Further info: www.lagalania.com
Raquel Andueza
Born in Pamplona, Raquel Andueza began her music training at the age of six. Subsequently, a scholarship from the government of Navarre and the Town Hall of London enabled her to go on to train at the Guildhall School of Music and Drama in London, where she was awarded a Bachelor of Music degree with Honours and the School Singing Prize. Afterwards, she met the singing teacher, Richard Levitt, who has been her referent to date.
Raquel Andueza works regularly with a number of ensembles: L’Arpeggiata, Gli Incogniti, B’Rock, La Tempestad, Al Ayre Español, Orquesta Barroca de Sevilla, El Concierto Español, Private Musicke, Conductus Ensemble, La Real Cámara, Hippocampus, Orphénica Lyra, etc. In 2003 she became a member of the vocal quartet La Colombina.
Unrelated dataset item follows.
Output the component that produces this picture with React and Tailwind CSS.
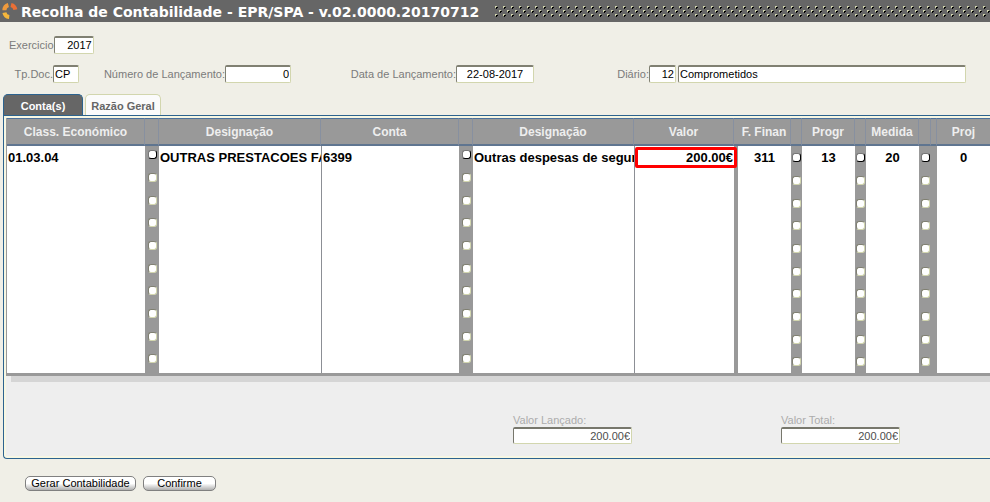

Together with the theorbo player Jesús Fernández Baena she began a duet specialised on the Italian music of the XVII century, and in 2010 she founded her own ensemble, La Galanía.
She currently sings as a soloist at the main festivals and halls in Europe (Paris, Madrid, Barcelona, Brussels, Frankfurt, Utrecht, Prague, Bucarest, Viena, Mexico, Naples, Granada, Minneapolis, Bern, London, Hong Kong, etc). In 2012 she made her New Yorker debut at Carnegie Hall and also at the Londoners Proms.
Raquel Andueza has performed with such conductors as William Christie, Fabio Biondi, Emilio Moreno, Jacques Ogg, Monica Huggett, Eduardo López-Banzo, Christina Pluhar, Richard Egarr, Ottavio Dantone, Christian Curnyn, Pablo Heras, Sir Colin Davis, José Ramón Encinar, etc.
Raquel is regularly invited to teach singing courses at the Teatro Real in Madrid and at the universities of Burgos and Alcalá de Henares.
Raquel has made recordings for the labels Virgin Classics, Glossa, K617, NB Musika, Accentus and Zig-Zag Territoires. In 2010 she created her own label, Anima e Corpo, and she released the disc ‘Yo soy la locura’ in January 2011, which obtained the award “Festclásica 2011”, given by the Spanish Association of Classical Music Festivals.